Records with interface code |
━━━━

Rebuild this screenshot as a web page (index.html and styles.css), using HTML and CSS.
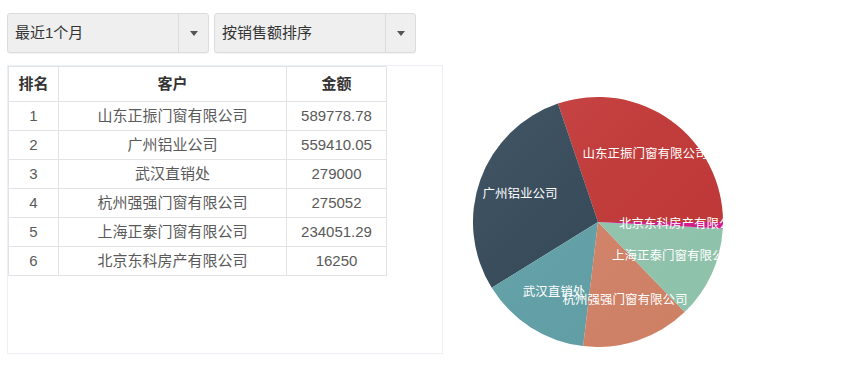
FILE: index.html
```html
<!DOCTYPE html>
<html lang="zh-CN">
<head>
    <meta charset="UTF-8">
    <title>客户销售排名</title>
    <link rel="stylesheet" href="styles.css">
</head>
<body>
    <div class="page">
        <div class="filter-row">
            <div class="dropdown">
                <span class="dropdown-text">最近1个月</span>
                <span class="dropdown-arrow"><i></i></span>
            </div>
            <div class="dropdown">
                <span class="dropdown-text">按销售额排序</span>
                <span class="dropdown-arrow"><i></i></span>
            </div>
        </div>

        <div class="main-row">
            <div class="table-panel">
                <table class="rank-table">
                    <colgroup>
                        <col class="col-rank">
                        <col class="col-name">
                        <col class="col-amount">
                    </colgroup>
                    <thead>
                        <tr>
                            <th>排名</th>
                            <th>客户</th>
                            <th>金额</th>
                        </tr>
                    </thead>
                    <tbody>
                        <tr><td>1</td><td>山东正振门窗有限公司</td><td>589778.78</td></tr>
                        <tr><td>2</td><td>广州铝业公司</td><td>559410.05</td></tr>
                        <tr><td>3</td><td>武汉直销处</td><td>279000</td></tr>
                        <tr><td>4</td><td>杭州强强门窗有限公司</td><td>275052</td></tr>
                        <tr><td>5</td><td>上海正泰门窗有限公司</td><td>234051.29</td></tr>
                        <tr><td>6</td><td>北京东科房产有限公司</td><td>16250</td></tr>
                    </tbody>
                </table>
            </div>

            <div class="pie-box">
                <svg class="pie" width="250" height="250" viewBox="0 0 250 250">
                    <defs>
                        <linearGradient id="shine" x1="0" y1="0" x2="1" y2="1">
                            <stop offset="0" stop-color="#fff" stop-opacity="0.08"/>
                            <stop offset="1" stop-color="#000" stop-opacity="0.03"/>
                        </linearGradient>
                    </defs>
                    <!-- 扇区：从 3 点钟方向逆时针 -->
                    <path d="M125 125 L250 125 A125 125 0 0 0 84.96 6.59 Z" fill="#c43837"/>
                    <path d="M125 125 L84.96 6.59 A125 125 0 0 0 18.72 190.81 Z" fill="#334859"/>
                    <path d="M125 125 L18.72 190.81 A125 125 0 0 0 110.15 249.11 Z" fill="#62a2a9"/>
                    <path d="M125 125 L110.15 249.11 A125 125 0 0 0 211.64 215.10 Z" fill="#d58468"/>
                    <path d="M125 125 L211.64 215.10 A125 125 0 0 0 249.83 131.54 Z" fill="#93c8b0"/>
                    <path d="M125 125 L249.83 131.54 A125 125 0 0 0 250 125 Z" fill="#d81b8c"/>
                    <circle cx="125" cy="125" r="125" fill="url(#shine)"/>

                    <text class="pie-label" x="172" y="57" text-anchor="middle">山东正振门窗有限公司</text>
                    <text class="pie-label" x="47" y="97" text-anchor="middle">广州铝业公司</text>
                    <text class="pie-label" x="146" y="127">北京东科房产有限公司</text>
                    <text class="pie-label" x="139" y="159">上海正泰门窗有限公司</text>
                    <text class="pie-label" x="81" y="195" text-anchor="middle">武汉直销处</text>
                    <text class="pie-label" x="152" y="203" text-anchor="middle">杭州强强门窗有限公司</text>
                </svg>
            </div>
        </div>
    </div>
</body>
</html>
```

FILE: styles.css
```css
body {
    margin: 0;
    background-color: #fff;
    font-family: 'Liberation Sans', 'Noto Sans CJK SC', sans-serif;
    font-size: 15px;
    color: #5a5a5a;
}
.page {
    padding: 13px 0 0 7px;
}
.filter-row {
    display: flex;
    gap: 5px;
}
.dropdown {
    width: 202px;
    height: 40px;
    box-sizing: border-box;
    display: flex;
    border: 1px solid #dcdcdc;
    border-radius: 3px;
    background-color: #efefef;
    box-shadow: 0 1px 1px rgba(0, 0, 0, 0.05);
}
.dropdown-text {
    flex: 1;
    padding-left: 7px;
    line-height: 38px;
    color: #333;
}
.dropdown-arrow {
    width: 29px;
    border-left: 1px solid #dcdcdc;
    display: flex;
    align-items: center;
    justify-content: center;
}
.dropdown-arrow i {
    width: 0;
    height: 0;
    border-left: 4px solid transparent;
    border-right: 4px solid transparent;
    border-top: 5px solid #555;
}
.main-row {
    display: flex;
    align-items: flex-start;
    margin-top: 12px;
}
.table-panel {
    width: 436px;
    height: 289px;
    box-sizing: border-box;
    border: 1px solid #eceff4;
}
.rank-table {
    width: 378px;
    border-collapse: collapse;
    table-layout: fixed;
}
.col-rank {
    width: 50px;
}
.col-name {
    width: 228px;
}
.col-amount {
    width: 100px;
}
.rank-table th,
.rank-table td {
    border: 1px solid #e1e3e6;
    padding: 0;
    text-align: center;
    line-height: 20px;
}
.rank-table th {
    height: 34px;
    color: #333;
    font-weight: bold;
}
.rank-table td {
    height: 28px;
}
.pie-box {
    width: 250px;
    height: 250px;
    margin: 32px 0 0 30px;
    overflow: hidden;
}
.pie {
    display: block;
}
.pie-label {
    fill: #fff;
    font-family: 'Liberation Sans', 'Noto Sans CJK SC', sans-serif;
    font-size: 12.5px;
    dominant-baseline: central;
}
```
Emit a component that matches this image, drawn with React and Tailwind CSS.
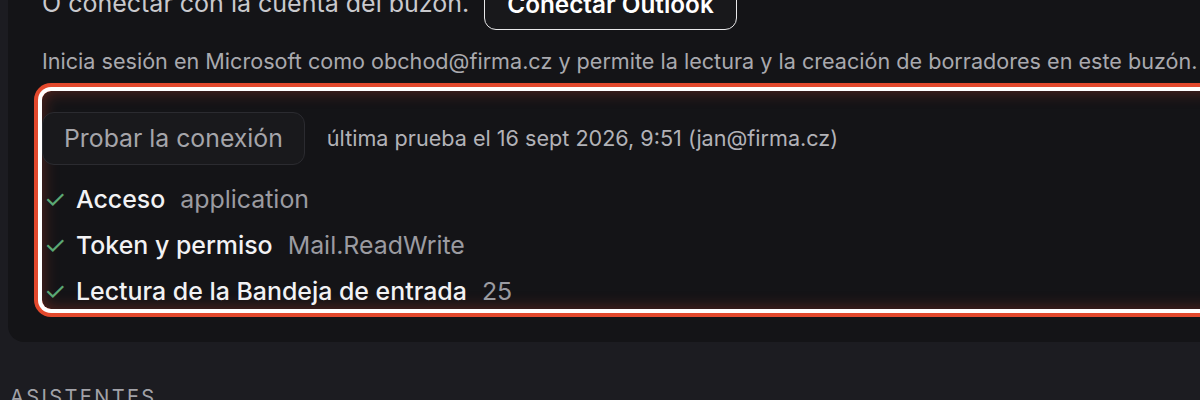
import React from 'react';

const checks = [
  { label: 'Acceso', value: 'application' },
  { label: 'Token y permiso', value: 'Mail.ReadWrite' },
  { label: 'Lectura de la Bandeja de entrada', value: '25' },
];

const CheckRow = ({ label, value }) => (
  <div className="flex items-center leading-[30px]">
    <span className="w-[34px] shrink-0 pl-[2px] text-[25px] text-[#5ba874]">✓</span>
    <span className="text-[24.9px] font-medium text-[#f2f2f4]">{label}</span>
    <span className="ml-[15px] text-[24.9px] text-[#9b9ba1]">{value}</span>
  </div>
);

export default function App() {
  return (
    <div className="h-[400px] w-[1200px] overflow-hidden bg-[#1c1c21] pl-[8px] font-['Inter',sans-serif]">
      <div className="-mt-[40px] w-[1250px] rounded-[16px] bg-[#141417] pl-[34px] pr-[34px] pt-[18px] pb-[33px]">
        <div className="flex h-[52px] items-center gap-[15px]">
          <span className="text-[25px] text-[#c9c9cd]">O conectar con la cuenta del buzón.</span>
          <button className="h-[52px] rounded-[12px] border border-[#e8e8ea] bg-[#18181b] px-[22px] text-[24.3px] font-semibold text-white">
            Conectar Outlook
          </button>
        </div>

        <p className="mt-[17px] whitespace-nowrap text-[21.6px] leading-[28px] text-[#a9a9ae]">
          Inicia sesión en Microsoft como obchod@firma.cz y permite la lectura y la creación de borradores en este buzón.
        </p>

        <div className="mt-[16px] rounded-[9px] pt-[21px] pb-[3px] shadow-[0_0_0_4px_#ffffff,0_0_0_8px_#e3492d,inset_0_0_16px_rgba(227,73,45,0.35)]">
          <div className="flex items-center gap-[22px]">
            <button className="h-[53px] rounded-[12px] border border-[#2b2b30] bg-[#19191c] px-[21px] text-[24.8px] text-[#a5a5aa]">
              Probar la conexión
            </button>
            <span className="text-[21.6px] text-[#b2b2b7]">última prueba el 16 sept 2026, 9:51 (jan@firma.cz)</span>
          </div>
          <div className="mt-[19px] flex flex-col gap-[16px]">
            {checks.map((c) => (
              <CheckRow key={c.label} {...c} />
            ))}
          </div>
        </div>
      </div>

      <div className="mt-[40px] pl-[2px] text-[20px] uppercase tracking-[0.12em] text-[#a2a2a8]">
        Asistentes
      </div>
    </div>
  );
}
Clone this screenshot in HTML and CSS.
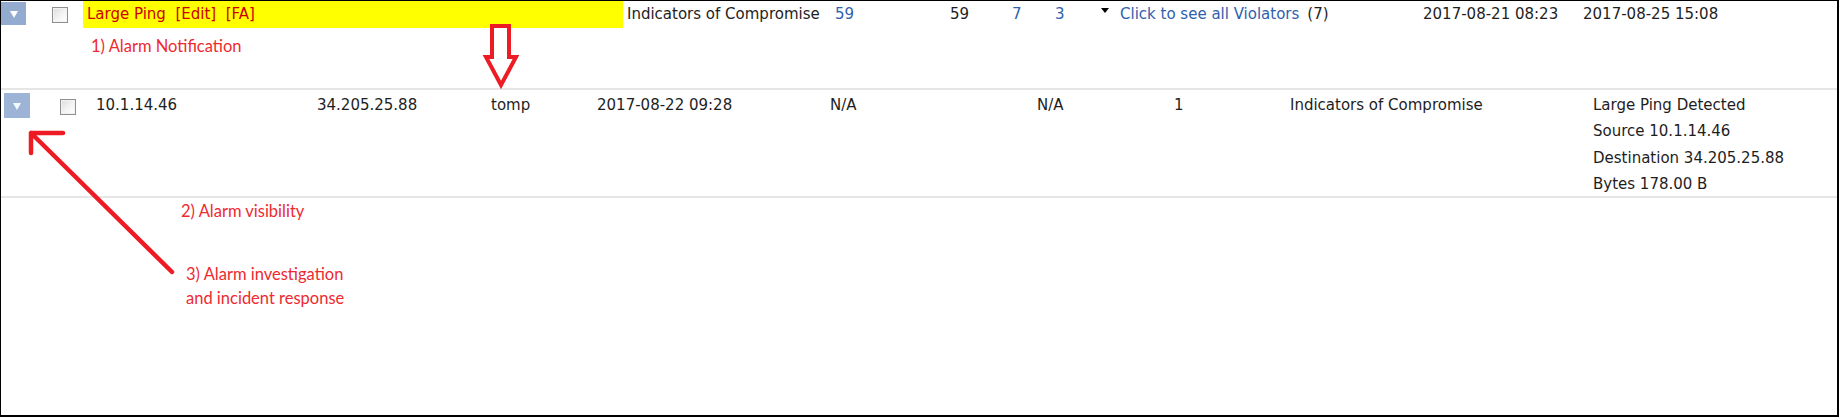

━━━━

WHAT YOU WILL DO | Write out each line of the data that holds the string "this".

RESULT |
Rebuild this screenshot as a web page (index.html and styles.css), using HTML and CSS.
Emit a component that matches this image, drawn with React and Tailwind CSS.
Clone this screenshot in HTML and CSS.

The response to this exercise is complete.